もちろん転職活動は企業研究や自己分析、面接対策などすることがたくさんあり、空いた時間を見つけて行う必要があります。

そのため、転職活動を効率的に進めたい人やどうしたらいいか分からない人は、まずは転職エージェントに相談をすることをおすすめします。

転職エージェントは自己分析から求人検索、企業研究や履歴書の添削、給与交渉まで無料で代行します。

エージェントを使ったとしても無理に転職をしなくてもよいため、まずは最初の相談相手として始めてみるのが良いでしょう。

(3)副業をする

副業も最低賃金での生活から脱却するために有効な手段です。

現在、リモートワークやweb会議の拡大から場所を問わずに働ける場面が増えており、クラウドサービスでの副業募集が増えています。

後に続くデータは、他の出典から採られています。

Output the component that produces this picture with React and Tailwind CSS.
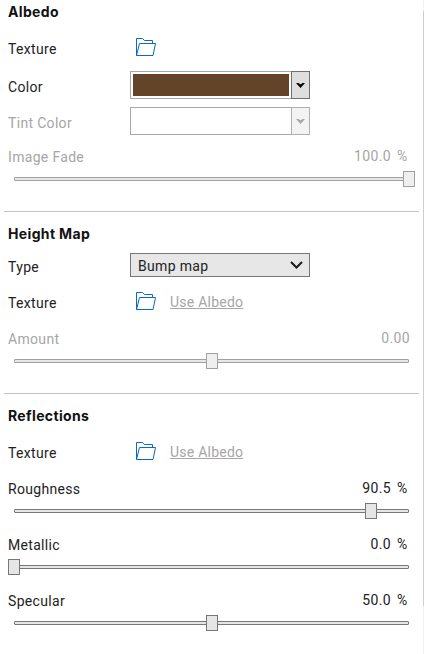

副業自体は本業の賃金改善に直接的には繋がりませんが、副業で新しいスキルや資格を身につけることができ、転職や昇給のチャンスが広がります。

一方で、副業には休日や終業後などの自分の時間を使って働くため、身体面・精神面で悪影響が出てしまうこともあるため注意が必要です。

そのため、副業をする際には自分のワークライフバランスを考慮し、自分がやりたい仕事を副業として選択することで無理なくできるようにしましょう。

(4)労働基準監督署に相談する

もし会社に改善を求めても対応しない場合や違法が明らかな場合には、最終手段として労働基準監督署に相談することも検討しましょう。

労働基準監督署は匿名で相談でき、違反行為が発覚すれば是正指導を行うことができます。

しかし、労働基準監督署に通報したことを理由に解雇などはできないとされていますが、犯人探しが行われ会社で孤立してしまうリスクは0ではありません。

そのため、こうしたリスクを負うくらいであれば、転職や副業などでその会社から離れることの方がリスクが少ないでしょう。

まとめ

本記事では、最低賃金の基礎知識や計算方法、最低賃金ギリギリの手取り額や額面金額、手取りが減ってしまう原因や対策について紹介しました。

賃金は個人の能力だけでなく地域や業界によって大きく左右され、同じ能力を持っていても差が出てしまいます。

もし今の仕事で「給与が低い…」と悩んでいる人は、本記事を参考に見つめ直してみることをおすすめします。